TO DO:
Reproduce nothing except the lines between the line with "Output the component" and the line with "['主机群组', '模板', '主机', '维护', '动作', '关联项事件', '自动发现', '服务']", both ends included, and please leave out pictures.

■ ■ ■ ■

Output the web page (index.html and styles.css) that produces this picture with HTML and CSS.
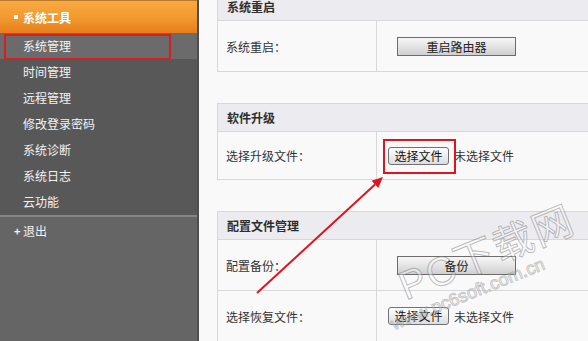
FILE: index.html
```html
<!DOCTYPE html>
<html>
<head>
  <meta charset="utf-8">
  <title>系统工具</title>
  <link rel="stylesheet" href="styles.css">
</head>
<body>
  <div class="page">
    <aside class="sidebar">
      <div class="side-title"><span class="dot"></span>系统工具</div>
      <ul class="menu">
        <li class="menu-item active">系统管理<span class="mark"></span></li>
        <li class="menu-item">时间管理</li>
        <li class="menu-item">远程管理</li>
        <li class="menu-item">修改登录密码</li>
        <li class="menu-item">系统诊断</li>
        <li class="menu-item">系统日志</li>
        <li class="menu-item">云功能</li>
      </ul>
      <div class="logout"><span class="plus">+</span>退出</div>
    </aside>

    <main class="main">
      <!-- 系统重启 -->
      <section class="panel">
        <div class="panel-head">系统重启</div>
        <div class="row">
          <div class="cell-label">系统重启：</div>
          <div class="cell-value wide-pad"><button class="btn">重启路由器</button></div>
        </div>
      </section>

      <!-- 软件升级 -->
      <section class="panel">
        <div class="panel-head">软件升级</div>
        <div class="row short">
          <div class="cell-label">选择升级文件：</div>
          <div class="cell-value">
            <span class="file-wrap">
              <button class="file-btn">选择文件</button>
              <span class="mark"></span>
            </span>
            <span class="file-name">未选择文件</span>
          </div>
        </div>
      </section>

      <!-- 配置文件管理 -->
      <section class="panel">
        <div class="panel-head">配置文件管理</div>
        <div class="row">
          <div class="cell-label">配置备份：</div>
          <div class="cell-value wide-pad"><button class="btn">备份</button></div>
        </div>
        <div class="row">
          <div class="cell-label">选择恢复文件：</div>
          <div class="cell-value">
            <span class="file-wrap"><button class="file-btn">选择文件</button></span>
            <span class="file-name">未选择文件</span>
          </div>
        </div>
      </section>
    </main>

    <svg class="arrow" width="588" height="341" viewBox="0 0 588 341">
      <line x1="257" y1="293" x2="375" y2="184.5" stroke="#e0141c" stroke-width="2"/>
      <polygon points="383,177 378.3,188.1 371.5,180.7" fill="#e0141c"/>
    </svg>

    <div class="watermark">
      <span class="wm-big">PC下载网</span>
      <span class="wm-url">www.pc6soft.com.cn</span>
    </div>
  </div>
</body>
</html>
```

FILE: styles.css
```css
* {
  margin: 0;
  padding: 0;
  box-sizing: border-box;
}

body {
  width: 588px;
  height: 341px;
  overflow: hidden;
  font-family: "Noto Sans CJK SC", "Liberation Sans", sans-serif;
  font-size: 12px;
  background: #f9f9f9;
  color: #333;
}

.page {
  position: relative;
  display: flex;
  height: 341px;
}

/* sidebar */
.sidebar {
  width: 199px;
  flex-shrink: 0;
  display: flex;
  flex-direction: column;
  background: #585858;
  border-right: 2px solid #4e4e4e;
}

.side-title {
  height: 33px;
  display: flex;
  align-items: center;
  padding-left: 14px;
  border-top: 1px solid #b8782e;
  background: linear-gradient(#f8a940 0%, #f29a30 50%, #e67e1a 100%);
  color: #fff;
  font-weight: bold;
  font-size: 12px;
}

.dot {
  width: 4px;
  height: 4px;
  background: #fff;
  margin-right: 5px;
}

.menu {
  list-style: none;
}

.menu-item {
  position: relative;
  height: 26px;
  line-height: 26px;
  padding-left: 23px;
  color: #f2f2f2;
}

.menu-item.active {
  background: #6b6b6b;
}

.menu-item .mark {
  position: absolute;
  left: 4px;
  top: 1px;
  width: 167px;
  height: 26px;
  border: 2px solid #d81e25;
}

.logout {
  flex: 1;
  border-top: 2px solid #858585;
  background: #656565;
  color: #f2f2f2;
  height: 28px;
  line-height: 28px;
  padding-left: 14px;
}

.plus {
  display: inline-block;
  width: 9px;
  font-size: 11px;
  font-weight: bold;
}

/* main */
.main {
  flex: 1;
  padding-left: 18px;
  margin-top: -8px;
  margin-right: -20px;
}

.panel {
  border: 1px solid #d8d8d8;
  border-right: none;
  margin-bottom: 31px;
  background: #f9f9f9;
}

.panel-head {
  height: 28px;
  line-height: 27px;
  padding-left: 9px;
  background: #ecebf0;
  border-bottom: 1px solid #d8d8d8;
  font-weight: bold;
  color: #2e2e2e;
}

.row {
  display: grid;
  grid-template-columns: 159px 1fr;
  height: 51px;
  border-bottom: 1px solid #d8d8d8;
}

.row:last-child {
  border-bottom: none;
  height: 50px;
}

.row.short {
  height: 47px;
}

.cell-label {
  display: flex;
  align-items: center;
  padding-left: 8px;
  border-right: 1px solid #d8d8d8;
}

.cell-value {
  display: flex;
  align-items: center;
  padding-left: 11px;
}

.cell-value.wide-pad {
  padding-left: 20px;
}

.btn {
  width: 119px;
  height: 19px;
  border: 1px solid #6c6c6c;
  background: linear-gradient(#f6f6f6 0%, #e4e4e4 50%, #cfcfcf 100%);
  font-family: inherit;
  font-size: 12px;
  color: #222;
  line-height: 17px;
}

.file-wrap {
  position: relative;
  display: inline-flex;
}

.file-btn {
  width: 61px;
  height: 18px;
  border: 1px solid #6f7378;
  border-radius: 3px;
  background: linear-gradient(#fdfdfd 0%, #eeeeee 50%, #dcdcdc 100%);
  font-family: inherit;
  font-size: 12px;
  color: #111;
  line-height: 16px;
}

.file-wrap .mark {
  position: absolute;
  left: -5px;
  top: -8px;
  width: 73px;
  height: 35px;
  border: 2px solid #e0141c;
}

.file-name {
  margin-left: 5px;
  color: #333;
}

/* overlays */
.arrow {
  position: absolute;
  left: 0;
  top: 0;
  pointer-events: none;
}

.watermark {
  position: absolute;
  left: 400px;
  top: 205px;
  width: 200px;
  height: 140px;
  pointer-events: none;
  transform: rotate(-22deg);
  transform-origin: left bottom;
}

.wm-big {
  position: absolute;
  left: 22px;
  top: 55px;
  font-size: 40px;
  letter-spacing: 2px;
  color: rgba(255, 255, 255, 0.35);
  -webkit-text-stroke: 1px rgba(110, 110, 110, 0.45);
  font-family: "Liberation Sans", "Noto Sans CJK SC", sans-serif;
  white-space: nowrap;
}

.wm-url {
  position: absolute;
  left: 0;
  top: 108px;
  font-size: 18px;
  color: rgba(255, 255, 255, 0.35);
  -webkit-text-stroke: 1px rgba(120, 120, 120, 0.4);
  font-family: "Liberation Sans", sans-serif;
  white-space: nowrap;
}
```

■ ■ ■ ■

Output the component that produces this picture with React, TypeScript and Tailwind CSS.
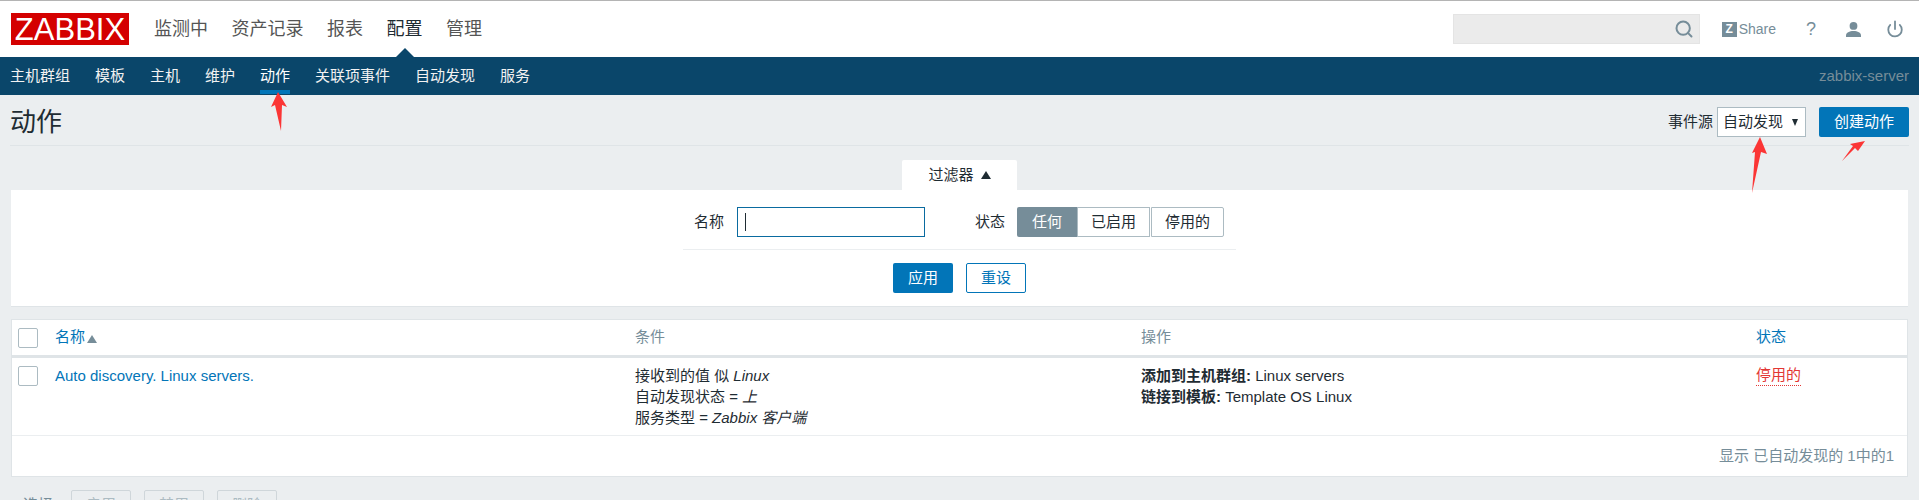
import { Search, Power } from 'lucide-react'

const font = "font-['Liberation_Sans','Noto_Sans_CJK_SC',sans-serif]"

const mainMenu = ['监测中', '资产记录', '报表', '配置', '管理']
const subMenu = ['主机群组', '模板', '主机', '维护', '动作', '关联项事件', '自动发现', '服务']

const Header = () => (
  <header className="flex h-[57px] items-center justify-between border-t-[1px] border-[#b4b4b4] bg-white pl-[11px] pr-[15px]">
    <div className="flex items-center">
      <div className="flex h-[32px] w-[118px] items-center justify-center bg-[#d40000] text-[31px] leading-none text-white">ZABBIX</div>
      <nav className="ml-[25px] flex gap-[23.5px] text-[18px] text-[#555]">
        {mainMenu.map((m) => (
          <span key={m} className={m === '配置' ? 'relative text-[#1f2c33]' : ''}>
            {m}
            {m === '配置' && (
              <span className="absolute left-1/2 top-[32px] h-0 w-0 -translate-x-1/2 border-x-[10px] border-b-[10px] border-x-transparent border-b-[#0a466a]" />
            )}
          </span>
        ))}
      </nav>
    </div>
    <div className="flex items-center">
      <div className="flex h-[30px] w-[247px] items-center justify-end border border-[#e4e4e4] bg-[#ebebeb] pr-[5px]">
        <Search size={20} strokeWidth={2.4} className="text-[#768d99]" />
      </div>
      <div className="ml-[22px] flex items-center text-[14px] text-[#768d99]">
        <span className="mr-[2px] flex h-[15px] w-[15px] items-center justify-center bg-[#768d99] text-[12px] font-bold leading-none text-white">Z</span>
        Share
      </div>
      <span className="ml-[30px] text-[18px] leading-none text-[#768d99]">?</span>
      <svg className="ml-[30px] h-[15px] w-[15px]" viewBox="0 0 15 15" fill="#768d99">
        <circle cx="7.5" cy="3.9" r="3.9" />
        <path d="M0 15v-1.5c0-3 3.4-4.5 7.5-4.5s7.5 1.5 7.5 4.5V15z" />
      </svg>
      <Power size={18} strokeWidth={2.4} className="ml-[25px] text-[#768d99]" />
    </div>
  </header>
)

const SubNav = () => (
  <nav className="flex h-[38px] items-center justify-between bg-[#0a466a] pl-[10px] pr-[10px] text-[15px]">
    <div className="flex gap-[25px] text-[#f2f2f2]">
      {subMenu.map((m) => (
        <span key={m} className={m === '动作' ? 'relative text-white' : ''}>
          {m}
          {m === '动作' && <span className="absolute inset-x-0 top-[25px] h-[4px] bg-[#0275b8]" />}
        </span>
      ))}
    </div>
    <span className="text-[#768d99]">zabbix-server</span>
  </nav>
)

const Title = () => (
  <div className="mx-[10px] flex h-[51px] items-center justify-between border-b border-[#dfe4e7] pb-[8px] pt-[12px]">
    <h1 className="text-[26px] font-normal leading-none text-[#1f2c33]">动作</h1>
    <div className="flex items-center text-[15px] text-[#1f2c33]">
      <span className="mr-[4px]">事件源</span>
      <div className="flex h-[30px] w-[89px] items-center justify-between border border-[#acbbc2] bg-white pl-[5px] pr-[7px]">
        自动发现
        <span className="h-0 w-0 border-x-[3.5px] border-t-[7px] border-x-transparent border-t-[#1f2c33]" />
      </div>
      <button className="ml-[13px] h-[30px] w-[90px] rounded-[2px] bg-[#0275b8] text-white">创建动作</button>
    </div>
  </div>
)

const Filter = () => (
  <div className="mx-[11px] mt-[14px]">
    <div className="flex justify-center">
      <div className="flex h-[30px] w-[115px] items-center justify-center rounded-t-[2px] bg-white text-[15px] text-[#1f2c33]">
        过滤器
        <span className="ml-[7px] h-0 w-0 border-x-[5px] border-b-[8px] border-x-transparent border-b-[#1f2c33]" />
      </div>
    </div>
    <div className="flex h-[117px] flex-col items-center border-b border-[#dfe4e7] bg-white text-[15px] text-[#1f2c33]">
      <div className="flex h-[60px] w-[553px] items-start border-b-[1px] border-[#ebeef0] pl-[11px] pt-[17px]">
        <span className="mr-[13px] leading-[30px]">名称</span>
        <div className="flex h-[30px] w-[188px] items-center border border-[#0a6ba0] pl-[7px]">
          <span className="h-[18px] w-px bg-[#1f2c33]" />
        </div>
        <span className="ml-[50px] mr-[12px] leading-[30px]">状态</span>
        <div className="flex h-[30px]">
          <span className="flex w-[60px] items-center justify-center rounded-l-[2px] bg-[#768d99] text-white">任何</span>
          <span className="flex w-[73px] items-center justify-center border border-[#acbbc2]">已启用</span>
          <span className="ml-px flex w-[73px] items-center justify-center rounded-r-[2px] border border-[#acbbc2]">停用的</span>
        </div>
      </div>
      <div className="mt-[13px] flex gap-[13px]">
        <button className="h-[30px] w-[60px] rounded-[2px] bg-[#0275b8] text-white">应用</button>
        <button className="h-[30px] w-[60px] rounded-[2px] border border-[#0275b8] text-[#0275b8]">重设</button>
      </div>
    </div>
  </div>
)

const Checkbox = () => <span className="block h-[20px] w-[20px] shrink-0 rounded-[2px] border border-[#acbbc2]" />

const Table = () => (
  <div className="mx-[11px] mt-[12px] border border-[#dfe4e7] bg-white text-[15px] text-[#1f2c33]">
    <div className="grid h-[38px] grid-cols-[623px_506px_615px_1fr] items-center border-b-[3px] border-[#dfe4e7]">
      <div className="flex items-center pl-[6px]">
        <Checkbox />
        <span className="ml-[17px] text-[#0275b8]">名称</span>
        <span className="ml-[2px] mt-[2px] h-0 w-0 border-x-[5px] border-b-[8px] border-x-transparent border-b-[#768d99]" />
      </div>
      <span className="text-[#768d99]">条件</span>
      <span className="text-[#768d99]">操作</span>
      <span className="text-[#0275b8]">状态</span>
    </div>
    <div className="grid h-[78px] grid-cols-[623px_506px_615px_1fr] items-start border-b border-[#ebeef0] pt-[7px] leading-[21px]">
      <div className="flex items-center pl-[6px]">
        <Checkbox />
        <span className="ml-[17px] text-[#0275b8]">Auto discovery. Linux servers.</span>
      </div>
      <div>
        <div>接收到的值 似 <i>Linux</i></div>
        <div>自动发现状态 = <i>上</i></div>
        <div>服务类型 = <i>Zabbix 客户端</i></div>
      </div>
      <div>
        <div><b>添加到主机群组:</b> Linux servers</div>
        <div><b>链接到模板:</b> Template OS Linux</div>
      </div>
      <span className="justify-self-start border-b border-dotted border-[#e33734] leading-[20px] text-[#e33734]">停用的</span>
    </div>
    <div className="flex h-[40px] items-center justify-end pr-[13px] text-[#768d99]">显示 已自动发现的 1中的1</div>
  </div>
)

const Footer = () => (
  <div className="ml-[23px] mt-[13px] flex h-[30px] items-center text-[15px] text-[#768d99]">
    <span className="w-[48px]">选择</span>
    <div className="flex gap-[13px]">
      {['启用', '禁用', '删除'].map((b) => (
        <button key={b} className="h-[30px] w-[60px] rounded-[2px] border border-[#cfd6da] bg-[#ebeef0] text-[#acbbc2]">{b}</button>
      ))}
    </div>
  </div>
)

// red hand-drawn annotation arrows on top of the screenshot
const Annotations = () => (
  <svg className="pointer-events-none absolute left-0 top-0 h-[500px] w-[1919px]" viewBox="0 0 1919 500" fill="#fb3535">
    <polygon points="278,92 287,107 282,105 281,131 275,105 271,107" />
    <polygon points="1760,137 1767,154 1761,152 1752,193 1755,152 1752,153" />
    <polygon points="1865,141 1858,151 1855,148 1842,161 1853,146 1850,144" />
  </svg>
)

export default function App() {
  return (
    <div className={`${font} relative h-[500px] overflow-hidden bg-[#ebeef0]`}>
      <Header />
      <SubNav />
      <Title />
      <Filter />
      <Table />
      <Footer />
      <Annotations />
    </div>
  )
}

■ ■ ■ ■

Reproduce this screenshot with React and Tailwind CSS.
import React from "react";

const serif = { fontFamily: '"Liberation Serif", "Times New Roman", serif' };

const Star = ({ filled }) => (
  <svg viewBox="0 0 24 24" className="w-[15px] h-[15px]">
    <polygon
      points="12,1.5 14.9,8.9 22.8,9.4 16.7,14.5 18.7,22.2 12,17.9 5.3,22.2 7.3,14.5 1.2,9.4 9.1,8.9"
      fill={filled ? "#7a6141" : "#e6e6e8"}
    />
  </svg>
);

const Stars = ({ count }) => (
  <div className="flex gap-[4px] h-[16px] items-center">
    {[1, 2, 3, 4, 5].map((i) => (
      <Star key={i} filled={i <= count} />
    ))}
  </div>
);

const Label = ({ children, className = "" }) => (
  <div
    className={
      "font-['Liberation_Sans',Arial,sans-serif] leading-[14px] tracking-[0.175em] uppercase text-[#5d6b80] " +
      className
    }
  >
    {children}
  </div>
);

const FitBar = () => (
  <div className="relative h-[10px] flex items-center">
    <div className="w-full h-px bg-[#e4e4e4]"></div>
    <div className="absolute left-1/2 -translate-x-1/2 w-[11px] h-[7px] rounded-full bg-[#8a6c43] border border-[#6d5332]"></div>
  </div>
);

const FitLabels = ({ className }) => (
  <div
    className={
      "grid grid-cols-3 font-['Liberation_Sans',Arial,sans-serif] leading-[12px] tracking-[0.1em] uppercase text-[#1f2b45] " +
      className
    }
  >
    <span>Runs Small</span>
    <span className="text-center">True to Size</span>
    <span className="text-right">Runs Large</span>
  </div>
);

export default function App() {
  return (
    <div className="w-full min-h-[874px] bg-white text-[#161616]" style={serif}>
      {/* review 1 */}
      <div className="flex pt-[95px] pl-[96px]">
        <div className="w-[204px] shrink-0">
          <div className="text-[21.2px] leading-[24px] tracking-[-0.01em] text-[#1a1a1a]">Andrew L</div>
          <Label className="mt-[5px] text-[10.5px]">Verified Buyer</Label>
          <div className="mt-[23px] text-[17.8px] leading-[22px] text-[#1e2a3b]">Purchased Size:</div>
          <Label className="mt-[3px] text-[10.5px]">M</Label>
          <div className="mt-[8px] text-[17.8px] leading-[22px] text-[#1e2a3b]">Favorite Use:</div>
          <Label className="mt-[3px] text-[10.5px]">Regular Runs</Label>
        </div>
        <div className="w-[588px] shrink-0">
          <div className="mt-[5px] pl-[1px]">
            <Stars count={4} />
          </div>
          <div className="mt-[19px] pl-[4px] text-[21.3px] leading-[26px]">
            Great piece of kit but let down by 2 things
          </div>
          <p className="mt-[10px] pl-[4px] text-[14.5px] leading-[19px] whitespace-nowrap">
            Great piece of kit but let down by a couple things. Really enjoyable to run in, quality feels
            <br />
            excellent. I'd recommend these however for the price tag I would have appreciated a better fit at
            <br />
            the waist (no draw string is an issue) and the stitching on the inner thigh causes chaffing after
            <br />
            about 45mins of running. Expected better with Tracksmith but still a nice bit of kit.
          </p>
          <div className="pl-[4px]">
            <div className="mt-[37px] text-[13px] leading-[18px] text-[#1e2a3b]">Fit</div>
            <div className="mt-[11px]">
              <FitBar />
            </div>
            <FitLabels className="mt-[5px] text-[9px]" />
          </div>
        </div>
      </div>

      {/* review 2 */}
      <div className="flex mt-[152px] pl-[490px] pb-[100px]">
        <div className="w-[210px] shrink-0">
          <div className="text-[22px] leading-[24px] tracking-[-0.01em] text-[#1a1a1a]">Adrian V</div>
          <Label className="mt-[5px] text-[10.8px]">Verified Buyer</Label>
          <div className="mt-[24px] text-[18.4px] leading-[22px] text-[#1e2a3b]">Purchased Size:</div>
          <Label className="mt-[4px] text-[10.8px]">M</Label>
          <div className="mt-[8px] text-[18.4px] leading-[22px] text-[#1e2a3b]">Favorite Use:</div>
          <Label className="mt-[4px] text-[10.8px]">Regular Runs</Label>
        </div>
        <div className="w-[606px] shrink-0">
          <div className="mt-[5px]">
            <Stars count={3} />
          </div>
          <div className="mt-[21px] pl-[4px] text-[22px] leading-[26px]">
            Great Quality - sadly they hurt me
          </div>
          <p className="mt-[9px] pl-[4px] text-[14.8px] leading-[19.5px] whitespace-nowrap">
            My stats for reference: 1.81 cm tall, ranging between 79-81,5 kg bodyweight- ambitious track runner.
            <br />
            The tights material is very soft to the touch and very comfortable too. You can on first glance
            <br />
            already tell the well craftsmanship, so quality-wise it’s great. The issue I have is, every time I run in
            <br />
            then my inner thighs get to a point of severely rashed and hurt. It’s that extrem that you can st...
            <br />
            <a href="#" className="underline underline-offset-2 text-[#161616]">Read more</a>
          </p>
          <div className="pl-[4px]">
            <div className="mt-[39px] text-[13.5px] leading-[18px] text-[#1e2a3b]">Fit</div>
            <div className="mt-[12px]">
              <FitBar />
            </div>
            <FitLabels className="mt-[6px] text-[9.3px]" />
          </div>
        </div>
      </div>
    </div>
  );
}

■ ■ ■ ■

RESPONSE:
Output the component that produces this picture with React, TypeScript and Tailwind CSS.
import { Search, Power } from 'lucide-react'

const font = "font-['Liberation_Sans','Noto_Sans_CJK_SC',sans-serif]"

const mainMenu = ['监测中', '资产记录', '报表', '配置', '管理']
const subMenu = ['主机群组', '模板', '主机', '维护', '动作', '关联项事件', '自动发现', '服务']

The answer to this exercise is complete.